On Dienstag, 21. Dezember 2021 14:44:39 CET Nicolas Frattaroli wrote:
On Montag, 20. Dezember 2021 12:06:30 CET Sascha Hauer wrote:
From: Andy Yan andy.yan@rock-chips.com
The VOP2 unit is found on Rockchip SoCs beginning with rk3566/rk3568. It replaces the VOP unit found in the older Rockchip SoCs.
This driver has been derived from the downstream Rockchip Kernel and heavily modified:
- All nonstandard DRM properties have been removed
- dropped struct vop2_plane_state and pass around less data between functions
- Dropped all DRM_FORMAT_* not known on upstream
- rework register access to get rid of excessively used macros
- Drop all waiting for framesyncs
The driver is tested with HDMI and MIPI-DSI display on a RK3568-EVB board. Overlay support is tested with the modetest utility. AFBC support on the cluster windows is tested with weston-simple-dmabuf-egl on weston using the (yet to be upstreamed) panfrost driver support.
Signed-off-by: Sascha Hauer s.hauer@pengutronix.de
Hi Sascha,
quick partial review of the code in-line.

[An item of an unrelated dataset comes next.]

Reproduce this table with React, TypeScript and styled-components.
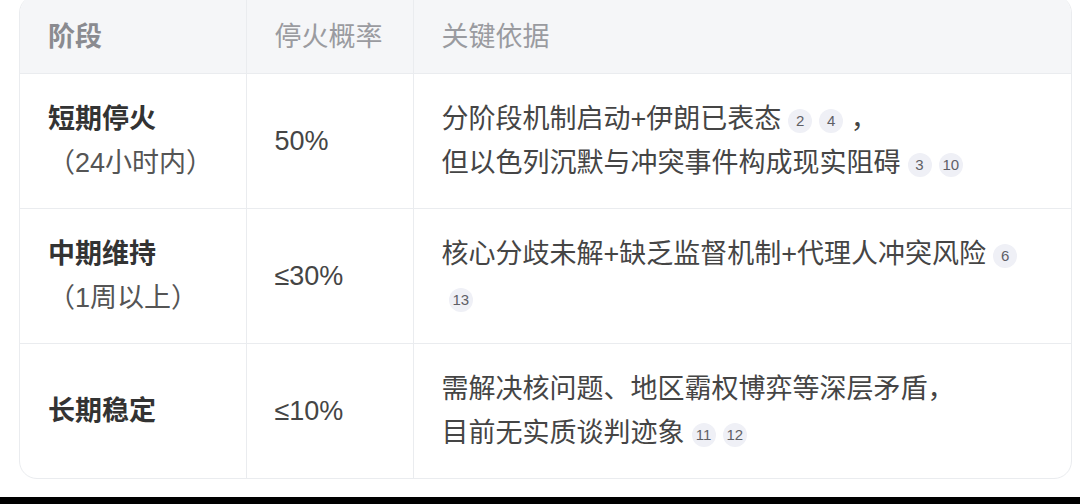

For reference, I debugged locking issues with the kernel lock debug config options and assert_spin_locked in the reg write functions, as well as some manual deduction.
As a small follow-up, I've completely mapped out the calls to vop2_writel, vop2_readl, vop2_vp_write and vop2_win_write and coloured in whether they were called with the lock held or not.
The conclusion is startling: Most of the code absolutely does not care about the reg_lock.
Here's the graph as an SVG: https://overviewer.org/~pillow/up/6800427ef3/vop2_callgraph_modified.svg
vop2_isr here needs to be paid special attention, as it also acquires a different spinlock, and we want to avoid deadlocks.
Perhaps we should precisely define which lock must be held for what registers, such that the vop2_isr can write its interrupt related registers without acquiring the "big" reg_lock.
I'm also not entirely sure whether I should assume vop2_readl needs to be called with the lock held. This needs some investigating both in terms of whether the hardware presents a writel as an atomic write of a long, and whether the code assumes the state between readl calls is ever a consistent view.